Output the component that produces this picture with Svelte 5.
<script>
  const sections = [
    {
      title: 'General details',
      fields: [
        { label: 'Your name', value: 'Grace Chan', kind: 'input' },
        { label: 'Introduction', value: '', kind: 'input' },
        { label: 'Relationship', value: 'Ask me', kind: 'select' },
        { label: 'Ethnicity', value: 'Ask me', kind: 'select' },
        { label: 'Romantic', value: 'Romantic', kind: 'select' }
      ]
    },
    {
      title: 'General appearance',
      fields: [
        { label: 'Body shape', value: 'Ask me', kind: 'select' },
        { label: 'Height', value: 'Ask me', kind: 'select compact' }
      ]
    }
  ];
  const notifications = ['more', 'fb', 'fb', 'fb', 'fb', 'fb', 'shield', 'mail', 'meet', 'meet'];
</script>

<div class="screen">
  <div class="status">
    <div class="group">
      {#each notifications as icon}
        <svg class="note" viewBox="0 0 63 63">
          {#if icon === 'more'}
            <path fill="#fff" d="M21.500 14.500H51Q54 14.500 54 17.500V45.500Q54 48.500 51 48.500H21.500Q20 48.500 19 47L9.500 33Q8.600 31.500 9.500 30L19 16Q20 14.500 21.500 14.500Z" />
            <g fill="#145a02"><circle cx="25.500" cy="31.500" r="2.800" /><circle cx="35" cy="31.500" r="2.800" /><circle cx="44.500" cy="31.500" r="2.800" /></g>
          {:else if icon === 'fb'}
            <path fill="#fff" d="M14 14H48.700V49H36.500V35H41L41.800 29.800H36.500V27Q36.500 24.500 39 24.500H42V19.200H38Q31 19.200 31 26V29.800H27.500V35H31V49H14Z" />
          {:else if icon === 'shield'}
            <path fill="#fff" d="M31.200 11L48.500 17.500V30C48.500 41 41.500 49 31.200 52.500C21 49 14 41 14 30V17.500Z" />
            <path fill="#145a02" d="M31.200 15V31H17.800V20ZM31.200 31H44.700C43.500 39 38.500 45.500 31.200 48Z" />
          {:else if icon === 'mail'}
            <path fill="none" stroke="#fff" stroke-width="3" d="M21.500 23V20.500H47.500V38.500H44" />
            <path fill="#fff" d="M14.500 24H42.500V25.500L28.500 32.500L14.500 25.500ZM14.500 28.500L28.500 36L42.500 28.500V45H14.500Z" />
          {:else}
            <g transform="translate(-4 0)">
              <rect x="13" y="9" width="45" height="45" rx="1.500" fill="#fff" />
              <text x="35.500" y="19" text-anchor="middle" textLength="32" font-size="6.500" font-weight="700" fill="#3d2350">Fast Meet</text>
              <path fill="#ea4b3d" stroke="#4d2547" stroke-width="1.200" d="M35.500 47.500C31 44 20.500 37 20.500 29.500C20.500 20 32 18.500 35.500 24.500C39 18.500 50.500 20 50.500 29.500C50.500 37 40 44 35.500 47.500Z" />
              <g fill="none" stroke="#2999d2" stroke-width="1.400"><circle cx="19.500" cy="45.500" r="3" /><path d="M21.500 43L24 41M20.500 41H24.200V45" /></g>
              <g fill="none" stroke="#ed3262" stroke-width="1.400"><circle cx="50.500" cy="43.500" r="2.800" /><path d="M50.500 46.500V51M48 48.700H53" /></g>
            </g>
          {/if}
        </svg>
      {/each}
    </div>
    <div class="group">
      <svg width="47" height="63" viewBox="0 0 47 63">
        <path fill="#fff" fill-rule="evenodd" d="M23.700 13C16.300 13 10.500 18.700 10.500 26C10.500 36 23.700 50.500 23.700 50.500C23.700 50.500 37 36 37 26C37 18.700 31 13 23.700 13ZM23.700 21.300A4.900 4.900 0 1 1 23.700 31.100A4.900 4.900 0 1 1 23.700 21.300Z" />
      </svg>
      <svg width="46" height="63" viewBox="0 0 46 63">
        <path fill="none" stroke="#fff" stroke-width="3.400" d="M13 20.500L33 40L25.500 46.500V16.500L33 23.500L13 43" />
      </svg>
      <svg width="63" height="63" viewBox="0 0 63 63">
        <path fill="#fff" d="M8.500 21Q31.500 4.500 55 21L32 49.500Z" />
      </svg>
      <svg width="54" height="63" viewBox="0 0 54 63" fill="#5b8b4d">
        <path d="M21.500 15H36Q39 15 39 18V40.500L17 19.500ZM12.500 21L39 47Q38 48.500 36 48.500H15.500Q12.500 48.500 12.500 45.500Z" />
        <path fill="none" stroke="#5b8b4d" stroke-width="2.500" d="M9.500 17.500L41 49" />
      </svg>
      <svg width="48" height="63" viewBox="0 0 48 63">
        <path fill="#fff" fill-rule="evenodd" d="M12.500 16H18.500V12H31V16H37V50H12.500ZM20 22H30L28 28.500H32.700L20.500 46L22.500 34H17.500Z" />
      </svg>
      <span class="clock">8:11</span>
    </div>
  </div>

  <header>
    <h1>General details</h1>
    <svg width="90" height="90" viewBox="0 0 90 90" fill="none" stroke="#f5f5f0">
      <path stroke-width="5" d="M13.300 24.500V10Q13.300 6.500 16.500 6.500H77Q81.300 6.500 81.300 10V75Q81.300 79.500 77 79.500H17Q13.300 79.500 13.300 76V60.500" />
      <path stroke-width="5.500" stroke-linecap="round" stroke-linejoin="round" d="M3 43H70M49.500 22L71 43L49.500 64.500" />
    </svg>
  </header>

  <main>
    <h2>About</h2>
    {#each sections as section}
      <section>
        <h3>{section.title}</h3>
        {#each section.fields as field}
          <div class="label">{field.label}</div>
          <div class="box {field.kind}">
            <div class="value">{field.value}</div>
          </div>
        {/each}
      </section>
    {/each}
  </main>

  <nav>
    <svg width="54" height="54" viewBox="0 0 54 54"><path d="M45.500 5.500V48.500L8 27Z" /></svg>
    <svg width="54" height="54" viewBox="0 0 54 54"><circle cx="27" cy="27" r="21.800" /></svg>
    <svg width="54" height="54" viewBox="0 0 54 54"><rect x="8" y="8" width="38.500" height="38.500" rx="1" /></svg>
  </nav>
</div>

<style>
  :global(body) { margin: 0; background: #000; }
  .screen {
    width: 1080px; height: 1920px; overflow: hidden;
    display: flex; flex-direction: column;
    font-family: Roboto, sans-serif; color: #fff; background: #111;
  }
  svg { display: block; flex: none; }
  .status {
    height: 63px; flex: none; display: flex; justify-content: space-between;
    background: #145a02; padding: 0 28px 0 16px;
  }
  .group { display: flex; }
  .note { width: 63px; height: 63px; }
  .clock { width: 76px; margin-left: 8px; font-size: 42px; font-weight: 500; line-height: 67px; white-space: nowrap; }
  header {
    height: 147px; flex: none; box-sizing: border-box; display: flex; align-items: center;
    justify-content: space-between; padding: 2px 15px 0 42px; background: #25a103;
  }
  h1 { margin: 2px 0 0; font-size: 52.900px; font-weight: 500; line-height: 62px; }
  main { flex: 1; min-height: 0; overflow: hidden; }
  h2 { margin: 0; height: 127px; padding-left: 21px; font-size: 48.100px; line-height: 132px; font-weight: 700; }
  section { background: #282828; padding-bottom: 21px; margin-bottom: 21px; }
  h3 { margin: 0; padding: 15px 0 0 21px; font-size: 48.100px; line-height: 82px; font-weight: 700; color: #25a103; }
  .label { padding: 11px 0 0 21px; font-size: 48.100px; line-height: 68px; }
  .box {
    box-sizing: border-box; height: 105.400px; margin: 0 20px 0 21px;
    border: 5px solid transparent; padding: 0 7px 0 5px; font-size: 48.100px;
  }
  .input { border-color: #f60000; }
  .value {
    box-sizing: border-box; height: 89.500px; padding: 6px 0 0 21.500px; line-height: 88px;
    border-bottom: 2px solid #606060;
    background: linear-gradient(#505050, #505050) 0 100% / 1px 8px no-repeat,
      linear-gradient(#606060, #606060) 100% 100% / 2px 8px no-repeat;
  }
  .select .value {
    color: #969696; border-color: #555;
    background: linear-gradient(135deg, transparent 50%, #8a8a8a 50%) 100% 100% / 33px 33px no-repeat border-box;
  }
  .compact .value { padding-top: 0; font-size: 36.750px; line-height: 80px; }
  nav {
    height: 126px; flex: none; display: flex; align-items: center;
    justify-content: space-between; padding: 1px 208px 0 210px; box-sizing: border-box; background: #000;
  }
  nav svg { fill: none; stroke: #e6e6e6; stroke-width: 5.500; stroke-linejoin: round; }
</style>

+-------+

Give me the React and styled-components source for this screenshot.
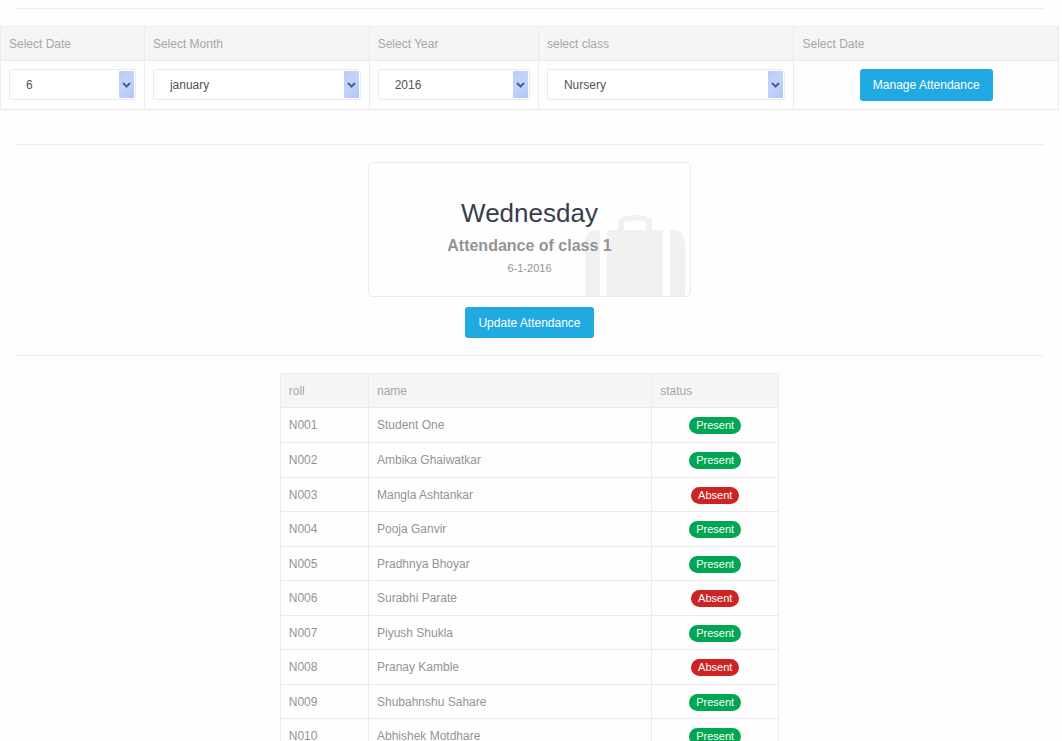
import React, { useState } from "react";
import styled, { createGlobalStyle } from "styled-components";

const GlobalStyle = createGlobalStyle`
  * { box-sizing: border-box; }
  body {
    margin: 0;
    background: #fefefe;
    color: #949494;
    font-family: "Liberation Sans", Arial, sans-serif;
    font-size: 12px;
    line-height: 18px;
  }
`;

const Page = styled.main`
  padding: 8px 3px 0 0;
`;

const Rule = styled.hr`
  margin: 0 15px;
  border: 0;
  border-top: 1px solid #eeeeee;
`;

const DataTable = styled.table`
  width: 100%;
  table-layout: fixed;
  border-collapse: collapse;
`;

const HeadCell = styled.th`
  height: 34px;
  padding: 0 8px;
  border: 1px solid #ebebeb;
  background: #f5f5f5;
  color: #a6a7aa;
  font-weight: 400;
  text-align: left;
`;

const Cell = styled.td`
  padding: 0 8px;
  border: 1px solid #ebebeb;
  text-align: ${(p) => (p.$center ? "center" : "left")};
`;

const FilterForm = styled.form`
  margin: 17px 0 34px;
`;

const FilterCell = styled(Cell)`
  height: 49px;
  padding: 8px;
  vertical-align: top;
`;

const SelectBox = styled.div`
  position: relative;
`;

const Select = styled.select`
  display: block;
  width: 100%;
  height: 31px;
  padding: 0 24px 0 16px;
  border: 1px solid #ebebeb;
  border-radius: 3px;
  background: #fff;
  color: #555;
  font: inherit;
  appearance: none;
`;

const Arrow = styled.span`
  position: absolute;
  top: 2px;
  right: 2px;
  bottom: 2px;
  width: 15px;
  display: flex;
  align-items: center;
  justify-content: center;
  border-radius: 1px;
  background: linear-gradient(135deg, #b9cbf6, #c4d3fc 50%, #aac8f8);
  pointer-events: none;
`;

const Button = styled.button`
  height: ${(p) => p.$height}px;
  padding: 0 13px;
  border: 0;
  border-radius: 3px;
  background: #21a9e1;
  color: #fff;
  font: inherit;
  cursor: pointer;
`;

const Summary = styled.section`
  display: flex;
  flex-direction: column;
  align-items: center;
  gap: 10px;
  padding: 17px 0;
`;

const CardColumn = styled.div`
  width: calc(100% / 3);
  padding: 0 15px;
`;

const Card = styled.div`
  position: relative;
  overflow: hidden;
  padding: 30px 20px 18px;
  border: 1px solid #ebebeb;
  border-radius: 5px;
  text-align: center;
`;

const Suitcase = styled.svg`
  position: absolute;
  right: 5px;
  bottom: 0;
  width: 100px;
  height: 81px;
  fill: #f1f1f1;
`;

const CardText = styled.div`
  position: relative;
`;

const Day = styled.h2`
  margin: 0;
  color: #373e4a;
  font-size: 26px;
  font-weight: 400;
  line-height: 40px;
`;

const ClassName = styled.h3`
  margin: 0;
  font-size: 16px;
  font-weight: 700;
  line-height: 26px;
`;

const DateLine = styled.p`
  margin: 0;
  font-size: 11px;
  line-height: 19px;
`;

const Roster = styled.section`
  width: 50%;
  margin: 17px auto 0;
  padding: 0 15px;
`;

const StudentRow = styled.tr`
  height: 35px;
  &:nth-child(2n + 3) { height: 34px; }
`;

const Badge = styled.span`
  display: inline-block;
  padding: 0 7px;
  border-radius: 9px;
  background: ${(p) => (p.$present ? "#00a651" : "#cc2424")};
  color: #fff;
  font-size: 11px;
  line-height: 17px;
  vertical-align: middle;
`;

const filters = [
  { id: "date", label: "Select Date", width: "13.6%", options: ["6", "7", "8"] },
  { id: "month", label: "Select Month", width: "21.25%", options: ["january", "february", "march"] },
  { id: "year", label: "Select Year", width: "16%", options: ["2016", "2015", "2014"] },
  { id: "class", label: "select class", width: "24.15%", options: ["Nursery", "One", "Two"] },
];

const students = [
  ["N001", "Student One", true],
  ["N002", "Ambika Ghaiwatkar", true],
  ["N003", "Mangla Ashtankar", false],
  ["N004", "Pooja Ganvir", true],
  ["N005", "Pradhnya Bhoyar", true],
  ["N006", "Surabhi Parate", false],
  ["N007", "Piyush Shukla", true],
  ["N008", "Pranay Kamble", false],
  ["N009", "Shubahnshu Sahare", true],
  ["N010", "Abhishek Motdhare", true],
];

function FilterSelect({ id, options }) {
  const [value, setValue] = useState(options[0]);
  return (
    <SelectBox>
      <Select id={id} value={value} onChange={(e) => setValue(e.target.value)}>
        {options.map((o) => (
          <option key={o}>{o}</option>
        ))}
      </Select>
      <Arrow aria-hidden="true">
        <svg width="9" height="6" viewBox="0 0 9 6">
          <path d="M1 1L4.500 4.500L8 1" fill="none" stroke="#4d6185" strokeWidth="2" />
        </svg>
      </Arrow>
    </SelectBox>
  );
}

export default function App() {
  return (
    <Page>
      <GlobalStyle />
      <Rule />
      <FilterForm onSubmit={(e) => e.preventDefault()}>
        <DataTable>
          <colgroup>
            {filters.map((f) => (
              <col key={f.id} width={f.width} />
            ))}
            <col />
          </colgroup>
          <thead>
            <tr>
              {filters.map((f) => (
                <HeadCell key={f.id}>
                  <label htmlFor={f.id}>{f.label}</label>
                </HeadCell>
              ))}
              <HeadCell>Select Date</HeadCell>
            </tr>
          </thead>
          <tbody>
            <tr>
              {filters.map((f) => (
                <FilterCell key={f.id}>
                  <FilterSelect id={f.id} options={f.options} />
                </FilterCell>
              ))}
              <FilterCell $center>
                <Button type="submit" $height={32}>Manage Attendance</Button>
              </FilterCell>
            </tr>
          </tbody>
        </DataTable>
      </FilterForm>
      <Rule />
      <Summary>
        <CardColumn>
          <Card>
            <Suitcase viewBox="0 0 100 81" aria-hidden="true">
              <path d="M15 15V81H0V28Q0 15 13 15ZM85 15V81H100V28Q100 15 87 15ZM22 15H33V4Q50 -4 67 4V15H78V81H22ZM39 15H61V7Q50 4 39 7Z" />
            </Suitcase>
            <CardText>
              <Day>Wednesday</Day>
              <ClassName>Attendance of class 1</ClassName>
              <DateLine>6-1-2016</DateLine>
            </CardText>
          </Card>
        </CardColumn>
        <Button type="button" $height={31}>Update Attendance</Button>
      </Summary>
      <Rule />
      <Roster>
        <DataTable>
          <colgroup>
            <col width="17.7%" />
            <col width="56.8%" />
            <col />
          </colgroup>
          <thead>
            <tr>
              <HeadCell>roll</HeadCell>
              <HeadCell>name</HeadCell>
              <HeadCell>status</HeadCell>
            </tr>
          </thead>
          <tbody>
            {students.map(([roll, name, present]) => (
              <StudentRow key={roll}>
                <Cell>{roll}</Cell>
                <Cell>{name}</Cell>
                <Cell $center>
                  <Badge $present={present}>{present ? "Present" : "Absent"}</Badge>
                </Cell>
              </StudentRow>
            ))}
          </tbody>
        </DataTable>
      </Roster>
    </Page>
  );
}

+-------+

> _Work to do_: Count every line bearing the word "this"; report the total only.

> _Task solution_: 2